Pansynchro, on the other hand, is a fully cross-platform system. Just to get an apples-to-apples comparison, we ran the Pansynchro sync again under WSL so it would have the same handicap Airbyte was presumably operating under. Surprisingly, it took 1,077 seconds, almost identical to the Windows duration. So it would seem that the effect of WSL on performance was not significant afterall.

Parallel vs. Serial performance

Pansynchro’s outperforming of SSIS by over 3x is particularly noteworthy, given that SSIS was copying all nine tables in parallel, whereas the Pansynchro protocol is a purely serial system. So not only did Pansynchro beat SSIS handily, it did so with most of its CPU cores proverbially tied behind its back! This does inspire some further research into possible ways to speed up Pansynchro’s performance even further by running multiple data streams in parallel. Because Pansynchro’s binary encoder uses a 2-stage parallel pipeline internally, it should be possible to efficiently run up to (# of cores / 2) streams at the same time.
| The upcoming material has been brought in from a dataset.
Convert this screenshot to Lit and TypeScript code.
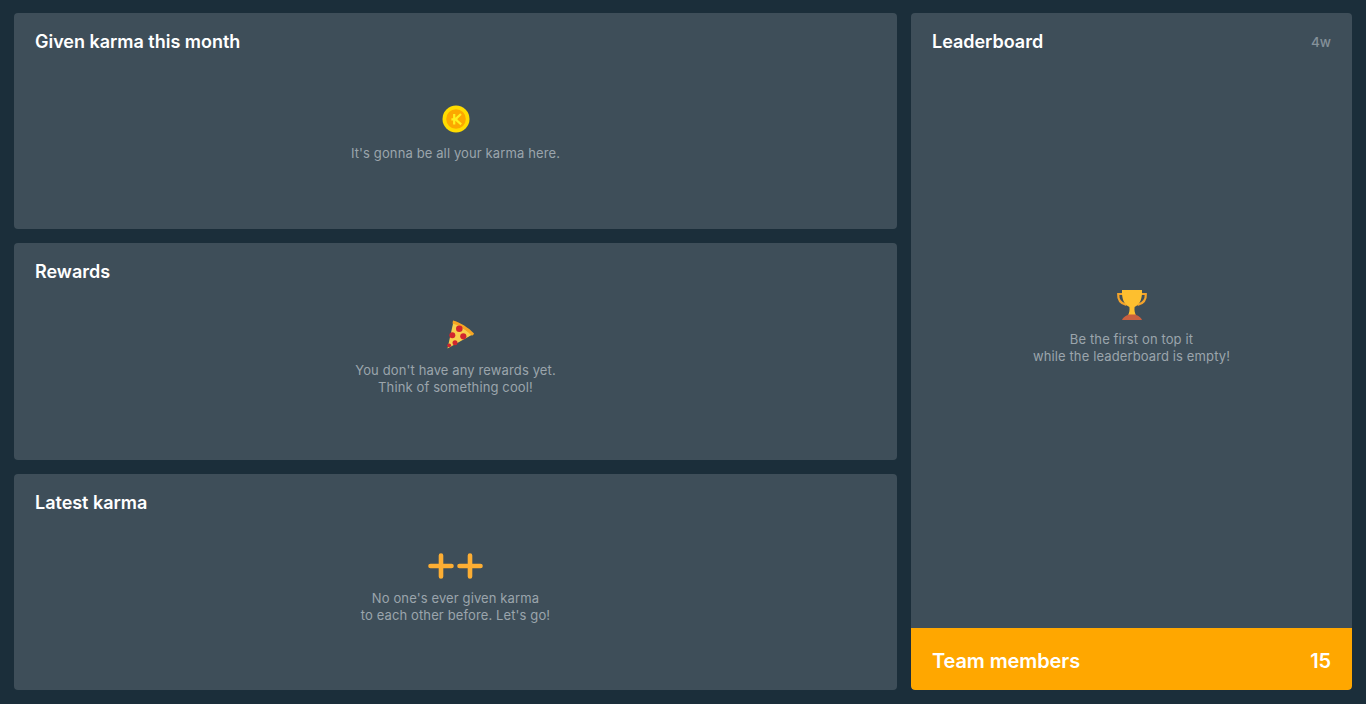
import { LitElement, html, css } from "lit";
import { customElement } from "lit/decorators.js";

const coin = html`<svg class="ic" width="28" height="28" viewBox="0 0 28 28">
  <circle cx="14" cy="14" r="13.5" fill="#ffdc00"/>
  <circle cx="14" cy="14" r="9.8" fill="#fca800"/>
  <path d="M12.2 9V19.4M19 9L13.4 14.3L19.2 19.4M9.4 14.3H15.6" fill="none" stroke="#fff01e" stroke-width="2.2"/>
</svg>`;

const pizza = html`<svg class="ic pizza" width="30" height="30" viewBox="0 0 30 30">
  <path d="M2.5 28.5L8.5 1.5L27.5 14.5Z" fill="#f8cf4c"/>
  <path d="M8 .6C15 2.4 24 8 29 13.6C28.6 14.8 27.9 15.4 27 15.8C22 10.4 15 5.4 7.5 3.4Z" fill="#f7a623"/>
  <circle cx="14.3" cy="8.7" r="3.3" fill="#d1262e"/>
  <circle cx="7.3" cy="15.3" r="3" fill="#d1262e"/>
  <circle cx="18.3" cy="16.3" r="3.1" fill="#d1262e"/>
  <circle cx="10" cy="22.7" r="2.5" fill="#d1262e"/>
  <circle cx="4.2" cy="25.3" r="1.9" fill="#d1262e"/>
</svg>`;

const trophy = html`<svg class="ic" width="32" height="32" viewBox="0 0 32 32">
  <path d="M7 5H2.2C1.8 11 4.5 14.5 10.5 16M25 5H29.8C30.2 11 27.5 14.5 21.5 16" fill="none" stroke="#f2a32c" stroke-width="2.2"/>
  <path d="M6 1H26C26.4 9 24.5 15 18.6 18C18.2 21 18.6 23.5 20 26.5H12C13.4 23.5 13.8 21 13.4 18C7.5 15 5.6 9 6 1Z" fill="#fdbf2f"/>
  <path d="M12.5 25.6H19.5C20.5 26.6 24 27 26 31H6C8 27 11.5 26.6 12.5 25.6Z" fill="#c9603f"/>
</svg>`;

const plus = html`<svg class="ic" width="56" height="26" viewBox="0 0 56 26">
  <path d="M13 2.5V23.5M2.5 13H23.5M42 2.5V23.5M31.5 13H52.5" fill="none" stroke="#fdae33" stroke-width="4.6" stroke-linecap="round"/>
</svg>`;

@customElement("app-root")
export class AppRoot extends LitElement {
  static styles = css`
    :host {
      display: block;
      font-family: Inter, "Liberation Sans", sans-serif;
    }
    .page {
      box-sizing: border-box;
      height: 704px;
      padding: 13px 14px 14px;
      background: #1b2e3a;
      display: grid;
      grid-template-columns: 883px 441px;
      grid-template-rows: repeat(3, 1fr);
      column-gap: 14px;
      row-gap: 14px;
      overflow: hidden;
    }
    .card {
      background: #3e4e59;
      border-radius: 4px;
      display: flex;
      flex-direction: column;
      min-height: 0;
      overflow: hidden;
    }
    .side {
      grid-column: 2;
      grid-row: 1 / span 3;
    }
    .main-col {
      grid-column: 1;
    }
    .head {
      display: flex;
      justify-content: space-between;
      align-items: center;
      padding: 18px 21px 0;
      height: 22px;
      flex: none;
    }
    .title {
      font-size: 18px;
      line-height: 22px;
      font-weight: 600;
      letter-spacing: -0.02px;
      color: #fff;
    }
    .range {
      font-size: 13.5px;
      font-weight: 500;
      color: #85919a;
    }
    .empty {
      display: flex;
      flex-direction: column;
      align-items: center;
      font-size: 13px;
      line-height: 17px;
      letter-spacing: 0.12px;
      color: #9ba5ac;
      text-align: center;
    }
    .ic {
      display: block;
      flex: none;
    }
    .pizza {
      margin-left: 9px;
    }
    .e1 { padding-top: 52px; }
    .e1 .ic { margin-bottom: 12px; }
    .e2 { padding-top: 37px; }
    .e2 .ic { margin-bottom: 12px; }
    .e3 { padding-top: 39px; }
    .e3 .ic { margin-bottom: 11px; }
    .e4 {
      flex: 1;
      justify-content: center;
      padding-bottom: 27px;
    }
    .e4 .ic { margin-bottom: 10px; }
    .team {
      flex: none;
      height: 62px;
      box-sizing: border-box;
      padding: 4px 21px 0;
      background: #ffa700;
      color: #fff;
      display: flex;
      justify-content: space-between;
      align-items: center;
      font-size: 20px;
      font-weight: 600;
      letter-spacing: -0.1px;
      border-radius: 0 0 4px 4px;
    }
    .team b { font-weight: 600; }
  `;

  render() {
    return html`<div class="page">
      <section class="card main-col">
        <div class="head"><span class="title">Given karma this month</span></div>
        <div class="empty e1">${coin}<div>It's gonna be all your karma here.</div></div>
      </section>
      <section class="card side">
        <div class="head"><span class="title">Leaderboard</span><span class="range">4w</span></div>
        <div class="empty e4">${trophy}<div>Be the first on top it<br />while the leaderboard is empty!</div></div>
        <div class="team"><span>Team members</span><b>15</b></div>
      </section>
      <section class="card main-col">
        <div class="head"><span class="title">Rewards</span></div>
        <div class="empty e2">${pizza}<div>You don't have any rewards yet.<br />Think of something cool!</div></div>
      </section>
      <section class="card main-col">
        <div class="head"><span class="title">Latest karma</span></div>
        <div class="empty e3">${plus}<div>No one's ever given karma<br />to each other before. Let's go!</div></div>
      </section>
    </div>`;
  }
}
The Pansynchro protocol has gone through several revisions before it was ready for public release. At the time of this writing, it’s currently running on version 6. Parallelization will likely be the main focus of the upcoming version 7. Watch this space for updates.

Conclusion

Pansynchro ran the sync job 3.63x faster than SSIS and 35.6x faster than Airbyte, with 4.47x less data transfer than Airbyte.

That’s right. Pansynchro outperformed Airbyte by a factor of 35, and even beat “ETL world record” framework SSIS by a factor of 3.5 on its own home turf!

The numbers speak for themselves. Even when we go out of our way to not disadvantage the competition, Pansynchro handily outperforms both systems. Simply put, Pansynchro is the fastest way to run your data sync jobs, hands down.